Gather every line from the entries below that includes "page".

### GIVEN DATA
───

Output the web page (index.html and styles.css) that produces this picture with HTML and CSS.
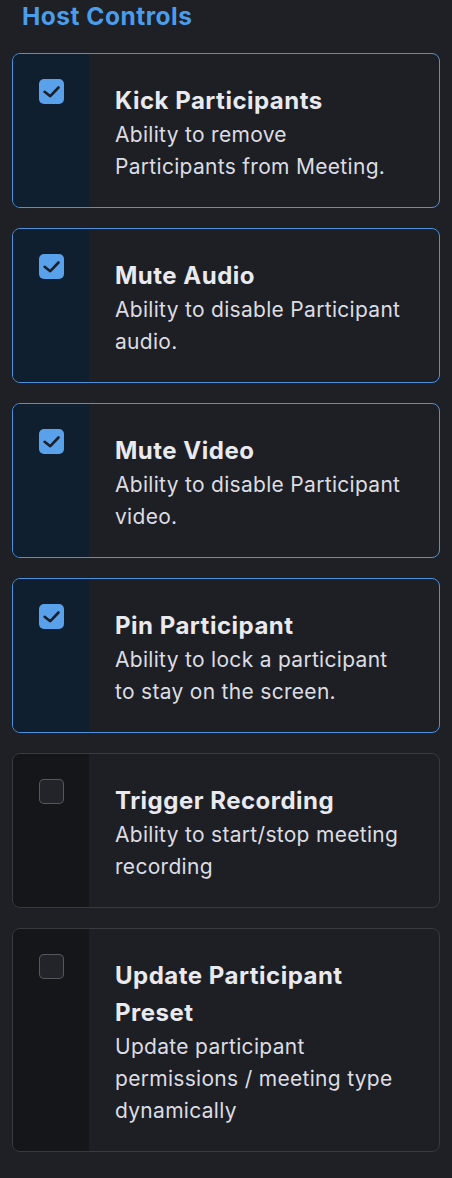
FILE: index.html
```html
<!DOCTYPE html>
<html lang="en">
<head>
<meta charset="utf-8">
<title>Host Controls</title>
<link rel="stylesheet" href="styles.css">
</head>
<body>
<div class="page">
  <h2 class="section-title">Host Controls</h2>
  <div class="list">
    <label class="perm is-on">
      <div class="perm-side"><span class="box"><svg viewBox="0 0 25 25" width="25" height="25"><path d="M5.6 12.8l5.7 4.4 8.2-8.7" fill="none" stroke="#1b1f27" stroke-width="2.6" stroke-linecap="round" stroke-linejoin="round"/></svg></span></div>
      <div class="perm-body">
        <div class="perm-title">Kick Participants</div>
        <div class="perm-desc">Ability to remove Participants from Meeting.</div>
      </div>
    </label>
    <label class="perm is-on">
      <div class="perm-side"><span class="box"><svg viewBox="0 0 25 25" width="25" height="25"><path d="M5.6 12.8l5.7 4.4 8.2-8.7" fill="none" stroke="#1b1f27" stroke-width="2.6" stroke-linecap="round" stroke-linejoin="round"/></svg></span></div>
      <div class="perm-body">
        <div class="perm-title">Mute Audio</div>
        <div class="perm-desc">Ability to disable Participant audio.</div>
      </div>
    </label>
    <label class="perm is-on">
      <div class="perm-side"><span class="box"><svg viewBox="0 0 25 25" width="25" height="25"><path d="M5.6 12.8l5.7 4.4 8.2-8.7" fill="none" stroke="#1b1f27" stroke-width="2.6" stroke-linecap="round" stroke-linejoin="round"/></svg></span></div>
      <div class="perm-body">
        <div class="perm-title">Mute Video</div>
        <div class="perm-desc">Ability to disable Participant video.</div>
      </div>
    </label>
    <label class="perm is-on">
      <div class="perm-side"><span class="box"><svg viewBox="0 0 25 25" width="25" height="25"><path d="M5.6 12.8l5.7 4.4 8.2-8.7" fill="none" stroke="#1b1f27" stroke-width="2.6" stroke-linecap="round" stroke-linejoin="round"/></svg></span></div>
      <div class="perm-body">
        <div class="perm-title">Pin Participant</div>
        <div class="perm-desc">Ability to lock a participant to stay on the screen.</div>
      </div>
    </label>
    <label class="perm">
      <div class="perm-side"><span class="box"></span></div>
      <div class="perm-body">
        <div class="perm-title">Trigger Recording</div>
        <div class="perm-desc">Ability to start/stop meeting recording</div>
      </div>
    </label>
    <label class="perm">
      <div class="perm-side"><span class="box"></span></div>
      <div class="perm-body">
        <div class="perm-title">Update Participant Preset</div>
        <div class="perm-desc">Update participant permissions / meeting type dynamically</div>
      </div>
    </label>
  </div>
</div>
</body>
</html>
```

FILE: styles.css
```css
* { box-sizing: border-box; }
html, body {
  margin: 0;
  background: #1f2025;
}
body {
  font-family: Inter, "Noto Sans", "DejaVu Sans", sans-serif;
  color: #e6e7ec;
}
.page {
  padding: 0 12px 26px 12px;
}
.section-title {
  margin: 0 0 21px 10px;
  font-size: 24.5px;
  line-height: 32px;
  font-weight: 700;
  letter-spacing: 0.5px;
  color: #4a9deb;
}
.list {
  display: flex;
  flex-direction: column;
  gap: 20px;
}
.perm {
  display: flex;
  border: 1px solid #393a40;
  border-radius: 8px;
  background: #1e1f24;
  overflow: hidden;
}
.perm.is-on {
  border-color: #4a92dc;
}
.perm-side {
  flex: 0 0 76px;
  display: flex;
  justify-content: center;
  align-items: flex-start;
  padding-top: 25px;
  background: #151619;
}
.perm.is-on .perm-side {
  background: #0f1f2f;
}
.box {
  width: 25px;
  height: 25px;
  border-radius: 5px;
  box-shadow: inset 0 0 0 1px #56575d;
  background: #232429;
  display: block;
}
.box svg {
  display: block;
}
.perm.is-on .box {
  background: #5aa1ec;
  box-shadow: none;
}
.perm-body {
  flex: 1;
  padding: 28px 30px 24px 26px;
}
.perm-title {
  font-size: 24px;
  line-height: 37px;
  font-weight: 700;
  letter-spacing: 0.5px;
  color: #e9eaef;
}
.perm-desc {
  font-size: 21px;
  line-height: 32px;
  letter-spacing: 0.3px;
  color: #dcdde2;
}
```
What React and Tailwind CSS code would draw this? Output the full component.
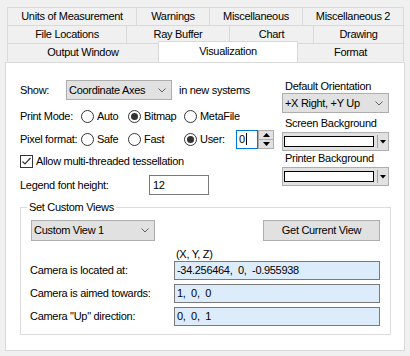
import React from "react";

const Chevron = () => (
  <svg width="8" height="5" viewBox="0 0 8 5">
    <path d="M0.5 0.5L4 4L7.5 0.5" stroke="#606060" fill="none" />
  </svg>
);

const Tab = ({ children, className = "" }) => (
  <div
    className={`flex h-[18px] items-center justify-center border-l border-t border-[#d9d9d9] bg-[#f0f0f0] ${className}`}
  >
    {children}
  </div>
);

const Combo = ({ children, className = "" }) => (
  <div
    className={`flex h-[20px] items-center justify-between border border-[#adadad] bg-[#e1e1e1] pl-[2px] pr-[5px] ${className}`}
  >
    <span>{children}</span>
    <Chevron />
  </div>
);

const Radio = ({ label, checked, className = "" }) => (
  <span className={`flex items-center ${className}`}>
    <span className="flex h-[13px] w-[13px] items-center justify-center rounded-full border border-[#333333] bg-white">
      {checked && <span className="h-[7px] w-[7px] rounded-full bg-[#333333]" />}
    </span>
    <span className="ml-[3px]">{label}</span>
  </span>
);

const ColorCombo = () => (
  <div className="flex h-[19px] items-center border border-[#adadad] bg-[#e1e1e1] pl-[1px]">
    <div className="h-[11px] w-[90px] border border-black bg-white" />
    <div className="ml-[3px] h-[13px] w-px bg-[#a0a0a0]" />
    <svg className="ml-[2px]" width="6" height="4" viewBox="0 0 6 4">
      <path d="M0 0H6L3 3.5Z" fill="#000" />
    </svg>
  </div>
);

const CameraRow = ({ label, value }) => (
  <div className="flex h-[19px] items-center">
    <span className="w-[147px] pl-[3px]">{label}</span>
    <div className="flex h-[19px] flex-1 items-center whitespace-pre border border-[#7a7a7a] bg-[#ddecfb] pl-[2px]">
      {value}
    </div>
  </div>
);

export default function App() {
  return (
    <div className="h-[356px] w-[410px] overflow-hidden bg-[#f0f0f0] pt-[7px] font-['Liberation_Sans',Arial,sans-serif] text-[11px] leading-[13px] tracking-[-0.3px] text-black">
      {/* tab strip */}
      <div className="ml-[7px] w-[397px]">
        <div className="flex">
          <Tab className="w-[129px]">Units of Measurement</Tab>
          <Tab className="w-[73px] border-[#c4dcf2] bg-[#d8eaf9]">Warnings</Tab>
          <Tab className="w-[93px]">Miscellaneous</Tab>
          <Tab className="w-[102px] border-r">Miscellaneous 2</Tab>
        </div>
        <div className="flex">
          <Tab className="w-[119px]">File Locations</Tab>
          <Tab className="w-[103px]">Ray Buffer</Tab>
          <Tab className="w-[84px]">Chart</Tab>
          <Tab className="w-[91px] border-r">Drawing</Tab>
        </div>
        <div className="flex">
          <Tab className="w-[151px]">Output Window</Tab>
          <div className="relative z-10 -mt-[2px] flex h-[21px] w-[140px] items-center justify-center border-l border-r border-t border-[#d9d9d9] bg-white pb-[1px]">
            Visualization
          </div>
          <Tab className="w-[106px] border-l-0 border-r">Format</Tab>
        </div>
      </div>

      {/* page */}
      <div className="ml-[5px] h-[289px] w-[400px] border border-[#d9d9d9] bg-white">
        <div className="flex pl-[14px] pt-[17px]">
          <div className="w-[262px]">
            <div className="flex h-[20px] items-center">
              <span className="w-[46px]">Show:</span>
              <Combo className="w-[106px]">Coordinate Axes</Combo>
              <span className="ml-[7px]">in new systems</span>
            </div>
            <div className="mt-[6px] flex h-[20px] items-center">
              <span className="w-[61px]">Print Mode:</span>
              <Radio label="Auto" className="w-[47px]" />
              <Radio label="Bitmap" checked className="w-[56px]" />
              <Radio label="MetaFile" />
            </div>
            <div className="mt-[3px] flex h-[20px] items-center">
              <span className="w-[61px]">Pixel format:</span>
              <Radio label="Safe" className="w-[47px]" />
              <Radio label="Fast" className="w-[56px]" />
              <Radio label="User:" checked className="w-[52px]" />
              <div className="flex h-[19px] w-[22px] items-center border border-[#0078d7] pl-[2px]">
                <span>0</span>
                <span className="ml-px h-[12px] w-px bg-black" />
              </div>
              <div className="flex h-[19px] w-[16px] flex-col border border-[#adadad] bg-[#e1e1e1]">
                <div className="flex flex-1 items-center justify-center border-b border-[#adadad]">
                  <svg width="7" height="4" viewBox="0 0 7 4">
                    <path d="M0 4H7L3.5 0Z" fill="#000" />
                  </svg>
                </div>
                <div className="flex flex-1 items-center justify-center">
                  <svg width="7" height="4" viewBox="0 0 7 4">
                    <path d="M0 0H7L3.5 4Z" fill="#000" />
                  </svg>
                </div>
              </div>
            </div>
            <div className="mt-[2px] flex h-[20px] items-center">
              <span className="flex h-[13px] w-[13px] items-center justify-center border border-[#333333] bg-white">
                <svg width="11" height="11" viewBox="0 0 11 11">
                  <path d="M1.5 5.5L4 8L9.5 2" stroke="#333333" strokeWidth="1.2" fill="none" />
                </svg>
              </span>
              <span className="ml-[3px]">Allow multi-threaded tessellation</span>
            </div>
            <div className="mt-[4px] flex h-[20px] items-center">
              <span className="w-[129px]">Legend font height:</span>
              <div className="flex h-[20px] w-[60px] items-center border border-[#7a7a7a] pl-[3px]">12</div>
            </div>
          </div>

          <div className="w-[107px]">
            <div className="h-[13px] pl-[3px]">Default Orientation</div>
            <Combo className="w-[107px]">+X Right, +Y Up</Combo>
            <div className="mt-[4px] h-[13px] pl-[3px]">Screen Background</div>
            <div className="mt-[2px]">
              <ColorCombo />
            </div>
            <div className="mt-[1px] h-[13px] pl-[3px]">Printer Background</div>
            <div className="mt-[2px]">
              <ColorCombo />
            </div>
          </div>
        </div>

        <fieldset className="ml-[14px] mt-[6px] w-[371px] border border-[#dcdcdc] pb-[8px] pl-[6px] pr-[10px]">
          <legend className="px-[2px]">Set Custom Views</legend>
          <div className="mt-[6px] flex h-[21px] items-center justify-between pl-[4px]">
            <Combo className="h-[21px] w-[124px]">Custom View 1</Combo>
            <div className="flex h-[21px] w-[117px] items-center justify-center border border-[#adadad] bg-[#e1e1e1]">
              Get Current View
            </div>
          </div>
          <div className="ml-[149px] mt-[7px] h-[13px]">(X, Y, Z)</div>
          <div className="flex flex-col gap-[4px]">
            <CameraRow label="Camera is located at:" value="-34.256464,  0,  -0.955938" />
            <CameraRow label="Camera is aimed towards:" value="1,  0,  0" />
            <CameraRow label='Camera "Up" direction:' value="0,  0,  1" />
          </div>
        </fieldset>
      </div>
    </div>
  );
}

───

### SOLUTION FOR THIS TASK
Output the web page (index.html and styles.css) that produces this picture with HTML and CSS.
<div class="page">
.page {
      {/* page */}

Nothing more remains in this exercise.